Record of the Week: The Drin - Engines Sing for the Pale Moon 12"

The Drin: Engines Sing for the Pale Moon 12” (Drunken Sailor) I’d noticed a few people I trust hyping up this record by the Drin on Drunken Sailor, and I’m glad I took the time to check this out, because it’s a fantastic record. Originally released in a small cassette edition, Drunken Sailor plucked this gem from potential obscurity and gave it the wider release it deserved. Describing the Drin’s sound is difficult, because they don’t sound quite like anything I’ve heard before. I’ve seen a few people (including Will Fitzpatrick in the label’s official blub) mention Joy Division, but I feel like that does the Drin a disservice because they sound so completely different from the legions of Joy Division wannabees that have populated the punk scene for the past forty-odd years.

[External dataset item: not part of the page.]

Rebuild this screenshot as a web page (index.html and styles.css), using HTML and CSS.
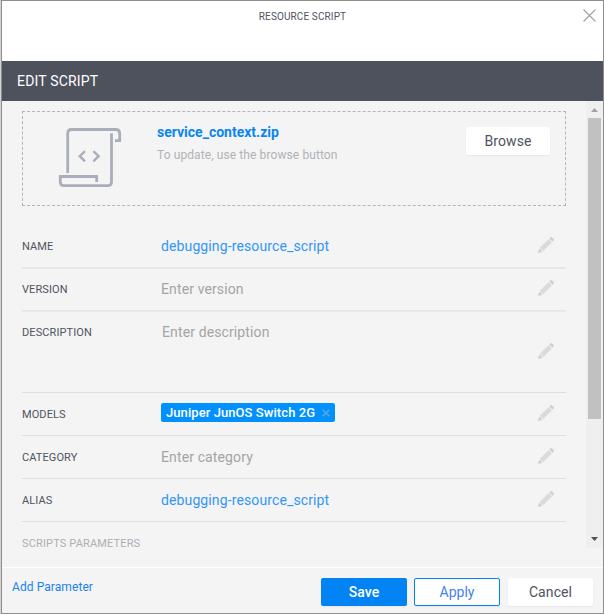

Thankfully, you won’t hear any faux-Ian Curtis baritone vocals here, but you will hear a couple of tracks that have chord progressions that are familiar from Joy Division songs as well as some of the subtler elements of Joy Division’s sound, such as the heavily processed drum sounds and the steady motorik rhythms that powered so many of their greatest songs. But there are other ingredients in the stew too. I hear plenty of UKDIY pop in the Drin’s scrappy but accessible sound, and there’s a palpable (and non-cheesy) reggae influence that you hear in some of the heavy bass lines (see the standout track “Down Her Cheek a Pearly Tear”) and the frequent use of the melodica. It all adds up to a record that’s dense with distinctive atmosphere. Engines Sing for the Pale Moon really transports you to another place, and it’s a place I’ve been addicted to visiting ever since the first time I put this record on.